Executive guidance: which finance ERP cloud approach fits which enterprise context
Enterprises seeking broad process standardization across finance and operations often benefit from an integrated enterprise ERP suite, especially when treasury visibility depends on procurement, inventory, project, or order data. Organizations focused on accelerating the office of the CFO may prefer a finance-led SaaS platform if reporting, close, and control modernization are the primary goals and integration complexity is manageable.
A modular strategy is usually justified when treasury sophistication is unusually high, such as complex in-house banking, advanced risk management, or specialized regulatory obligations.

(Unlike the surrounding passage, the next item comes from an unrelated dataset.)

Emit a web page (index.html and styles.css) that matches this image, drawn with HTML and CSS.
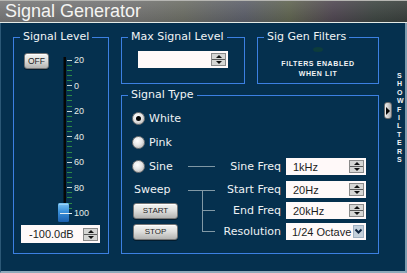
FILE: index.html
```html
<!DOCTYPE html>
<html>
<head>
<meta charset="utf-8">
<title>Signal Generator</title>
<link rel="stylesheet" href="styles.css">
</head>
<body>
<div class="window">
  <header class="titlebar">Signal Generator</header>
  <main class="panel">
    <div class="groups">
      <fieldset class="group level">
        <legend>Signal Level</legend>
        <div class="level-body">
          <button class="btn off">OFF</button>
          <svg class="slider" width="44" height="170" viewBox="0 0 44 170">
            <defs>
              <linearGradient id="thumb" x1="0" y1="0" x2="0" y2="1">
                <stop offset="0" stop-color="#7cc4f2"/>
                <stop offset="0.45" stop-color="#3a90da"/>
                <stop offset="1" stop-color="#1a5eae"/>
              </linearGradient>
            </defs>
            <rect x="7.5" y="4" width="2.5" height="156" fill="#060606"/>
            <g fill="#2c8a48">
              <rect x="11" y="12" width="5" height="1"/><rect x="11" y="17" width="5" height="1"/><rect x="11" y="22" width="5" height="1"/><rect x="11" y="27" width="5" height="1"/>
              <rect x="11" y="37" width="5" height="1"/><rect x="11" y="42" width="5" height="1"/><rect x="11" y="47" width="5" height="1"/><rect x="11" y="53" width="5" height="1"/>
              <rect x="11" y="63" width="5" height="1"/><rect x="11" y="68" width="5" height="1"/><rect x="11" y="73" width="5" height="1"/><rect x="11" y="78" width="5" height="1"/>
              <rect x="11" y="88" width="5" height="1"/><rect x="11" y="93" width="5" height="1"/><rect x="11" y="99" width="5" height="1"/><rect x="11" y="104" width="5" height="1"/>
              <rect x="11" y="114" width="5" height="1"/><rect x="11" y="119" width="5" height="1"/><rect x="11" y="124" width="5" height="1"/><rect x="11" y="129" width="5" height="1"/>
              <rect x="11" y="139" width="5" height="1"/><rect x="11" y="144" width="5" height="1"/><rect x="11" y="150" width="5" height="1"/><rect x="11" y="155" width="5" height="1"/>
            </g>
            <g fill="#c9d5cd">
              <rect x="11" y="7" width="5" height="1"/><rect x="11" y="32" width="5" height="1"/><rect x="11" y="58" width="5" height="1"/>
              <rect x="11" y="83" width="5" height="1"/><rect x="11" y="109" width="5" height="1"/><rect x="11" y="134" width="5" height="1"/>
            </g>
            <rect x="2" y="150" width="11" height="19" rx="1.5" fill="url(#thumb)"/>
            <rect x="3" y="151" width="9" height="1" fill="#a8dcff" opacity="0.7"/>
            <rect x="4" y="160" width="12" height="1" fill="#e6eef2"/>
            <g class="scale-text" fill="#e4ebe6">
              <text x="18" y="10.3">20</text>
              <text x="18" y="35.8">0</text>
              <text x="18" y="61.3">20</text>
              <text x="18" y="86.8">40</text>
              <text x="18" y="112.3">60</text>
              <text x="18" y="137.8">80</text>
              <text x="18" y="163.3">100</text>
            </g>
          </svg>
        </div>
        <div class="field level-value"><span class="val">-100.0dB</span><span class="spin"><i class="up"></i><i class="down"></i></span></div>
      </fieldset>

      <fieldset class="group max">
        <legend>Max Signal Level</legend>
        <div class="field max-field"><span class="val"></span><span class="spin"><i class="up"></i><i class="down"></i></span></div>
      </fieldset>

      <fieldset class="group filters">
        <legend>Sig Gen Filters</legend>
        <span class="led"></span>
        <p class="note">FILTERS ENABLED<br>WHEN LIT</p>
      </fieldset>

      <fieldset class="group type">
        <legend>Signal Type</legend>
        <div class="type-grid">
          <label class="opt wide"><span class="radio checked"></span>White</label>
          <label class="opt wide"><span class="radio"></span>Pink</label>
          <label class="opt"><span class="radio"></span>Sine</label>
          <span class="conn"></span>
          <span class="lbl">Sine Freq</span>
          <div class="field"><span class="val">1kHz</span><span class="spin"><i class="up"></i><i class="down"></i></span></div>

          <span class="sweep">Sweep</span>
          <svg class="bracket" width="27" height="63" viewBox="0 0 27 63">
            <g stroke="#8299a6" stroke-width="1" fill="none">
              <line x1="0" y1="11.5" x2="27" y2="11.5"/>
              <line x1="14.5" y1="11.5" x2="14.5" y2="53"/>
              <line x1="14.5" y1="31.5" x2="27" y2="31.5"/>
              <line x1="14.5" y1="52.5" x2="27" y2="52.5"/>
            </g>
          </svg>
          <span class="lbl">Start Freq</span>
          <div class="field"><span class="val">20Hz</span><span class="spin"><i class="up"></i><i class="down"></i></span></div>

          <button class="btn act">START</button>
          <span class="lbl">End Freq</span>
          <div class="field"><span class="val">20kHz</span><span class="spin"><i class="up"></i><i class="down"></i></span></div>

          <button class="btn act">STOP</button>
          <span class="lbl">Resolution</span>
          <div class="field select"><span class="val">1/24 Octave</span><span class="drop"><svg width="9" height="7" viewBox="0 0 9 7"><polyline points="1.5,1.5 4.5,4.5 7.5,1.5" fill="none" stroke="#0e2440" stroke-width="2"/></svg></span></div>
        </div>
      </fieldset>
    </div>

    <aside class="show">
      <button class="tab" aria-label="Show filters"></button>
      <div class="show-text">SHOW FILTERS</div>
    </aside>
  </main>
</div>
</body>
</html>
```

FILE: styles.css
```css
* { box-sizing: border-box; }

html, body {
  margin: 0;
  padding: 0;
  background: #05304e;
}

body {
  width: 407px;
  height: 273px;
  overflow: hidden;
  font-family: "DejaVu Sans", Verdana, sans-serif;
  font-size: 11px;
  color: #eef2f4;
}

.window {
  width: 407px;
  height: 273px;
  display: flex;
  flex-direction: column;
}

.titlebar {
  height: 23px;
  flex: none;
  padding-left: 5px;
  border-top: 1px solid #b6b6b2;
  border-bottom: 1px solid #e4eae6;
  background:
    linear-gradient(180deg, rgba(255,255,255,0.10), rgba(0,0,0,0.08)),
    linear-gradient(90deg, #777777 0%, #727272 32%, #6b6d64 45%, #5b5e69 60%, #5e634f 71%, #4e4550 82%, #3d4541 92%, #383e3b 100%);
  font-family: "Liberation Sans", Arial, sans-serif;
  font-size: 18px;
  line-height: 21px;
  color: #f4f4f2;
}

.panel {
  flex: 1;
  display: flex;
  padding: 7px 0 17px 12px;
  border-left: 1px solid #2c5876;
  border-right: 2px solid #7e9caf;
  border-bottom: 2px solid #8eaabb;
}

.groups {
  display: grid;
  grid-template-columns: 96px 124px 122px;
  grid-template-rows: 54px 166px;
  column-gap: 12px;
  row-gap: 4px;
}

fieldset.group {
  margin: 0;
  padding: 0;
  min-width: 0;
  border: 1px solid #3c80e2;
}

legend {
  margin-left: 6px;
  padding: 0 3px;
  font-size: 11px;
  line-height: 14px;
  color: #f0f4f6;
}

.level { grid-row: 1 / 3; }
.type { grid-column: 2 / 4; border-color: #3a72b0; }

/* Signal level */
.level-body {
  display: flex;
  align-items: flex-start;
  margin-top: 9px;
  padding-left: 10px;
}

.slider { margin-left: 7px; display: block; }
.scale-text { font-family: "Liberation Sans", Arial, sans-serif; font-size: 9px; }

.btn {
  padding: 0;
  font-family: "Liberation Sans", Arial, sans-serif;
  font-size: 8px;
  color: #1c1c1c;
  background: linear-gradient(180deg, #f6f6f4 0%, #dcdcda 50%, #b4b4b2 100%);
  border: 1px solid #767676;
  border-radius: 3px;
  box-shadow: inset 0 1px 0 #ffffff, 0 1px 0 rgba(0,0,0,0.4);
}

.off { width: 25px; height: 16px; font-size: 8.5px; }

.field {
  display: flex;
  align-items: center;
  height: 17px;
  background: #fff9f9;
  font-family: "Liberation Sans", Arial, sans-serif;
  font-size: 11px;
  color: #1c1c1c;
}

.val { padding-left: 7px; white-space: nowrap; }

.level-value {
  width: 79px;
  height: 18px;
  margin: 2px 0 0 7px;
}
.level-value .val { padding-left: 8px; }

.spin {
  margin-left: auto;
  margin-right: 2px;
  width: 15px;
  height: 13px;
  display: flex;
  flex-direction: column;
  border: 1px solid #8a8a8a;
  background: #d6d6d4;
}

.spin i {
  flex: 1;
  display: flex;
  align-items: center;
  justify-content: center;
}
.spin i + i { border-top: 1px solid #5a5a5a; }

.spin i::after {
  content: "";
  border-left: 3.5px solid transparent;
  border-right: 3.5px solid transparent;
}
.spin .up::after { border-bottom: 3px solid #111; }
.spin .down::after { border-top: 3px solid #111; }

/* Max signal level */
.max-field {
  width: 90px;
  margin: 7px 0 0 16px;
}

/* Filters */
.led {
  display: block;
  width: 10px;
  height: 5px;
  margin: 3px auto 0;
  border-radius: 50%;
  background: #0d3c3c;
}

.note {
  margin: 7px 0 0;
  text-align: center;
  font-family: "Liberation Sans", Arial, sans-serif;
  font-weight: bold;
  font-size: 7px;
  line-height: 10px;
  letter-spacing: 0.6px;
  color: #f2f4f6;
}

/* Signal type */
.type-grid {
  display: grid;
  grid-template-columns: 57px 27px 1fr 80px;
  grid-template-rows: 24px 24px 25px 21px 21px 21px;
  align-items: center;
  margin: 4px 12px 0 9px;
}

.opt {
  display: flex;
  align-items: center;
  gap: 4px;
}
.opt.wide { grid-column: 1 / -1; }

.radio {
  width: 13px;
  height: 13px;
  margin-left: 1px;
  border-radius: 50%;
  border: 1px solid #7a7a7a;
  background: radial-gradient(circle at 40% 35%, #ffffff 0%, #e6e6e6 45%, #a9a9a9 100%);
  display: flex;
  align-items: center;
  justify-content: center;
}
.radio.checked::after {
  content: "";
  width: 5px;
  height: 5px;
  border-radius: 50%;
  background: #050505;
}

.conn {
  height: 1px;
  background: #7f97a4;
}

.lbl {
  text-align: right;
  padding-right: 5px;
  white-space: nowrap;
}

.sweep { padding-left: 3px; }

.bracket {
  grid-row: span 3;
  align-self: start;
  display: block;
}

.act {
  width: 45px;
  height: 16px;
  margin-left: 2px;
}

.drop {
  margin-left: auto;
  margin-right: 2px;
  width: 11px;
  height: 13px;
  background: #c3cfdb;
  border: 1px solid #9fb0c2;
  display: flex;
  align-items: center;
  justify-content: center;
}
.drop svg { display: block; }
.select .val { padding-left: 6px; }

/* Show filters strip */
.show {
  flex: 1;
  display: flex;
  align-items: flex-start;
  padding-left: 5px;
  gap: 3px;
}

.tab {
  width: 8px;
  height: 17px;
  margin-top: 72px;
  padding: 0;
  border: 1px solid #6c6c6c;
  border-radius: 3px;
  background: linear-gradient(90deg, #f0f0f0, #b0b0b0);
  display: flex;
  align-items: center;
  justify-content: center;
}
.tab::after {
  content: "";
  border-left: 4px solid #050505;
  border-top: 4px solid transparent;
  border-bottom: 4px solid transparent;
}

.show-text {
  width: 4px;
  margin: 42px 0 0 2px;
  word-break: break-all;
  text-align: center;
  font-family: "Liberation Sans", Arial, sans-serif;
  font-weight: bold;
  font-size: 7px;
  line-height: 8.4px;
  color: #f2f4f6;
}
```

Even then, leaders should treat integration architecture and governance as board-level risks, not technical afterthoughts. The more modular the landscape, the more important data stewardship, reconciliation design, and ownership clarity become.
The most effective finance ERP cloud decisions are made when CFO and CIO stakeholders jointly evaluate operational fit, modernization readiness, and control implications. In treasury, reporting, and control, the best platform is rarely the one with the most features. It is the one that delivers reliable financial visibility, scalable governance, and sustainable operating economics over the full platform lifecycle.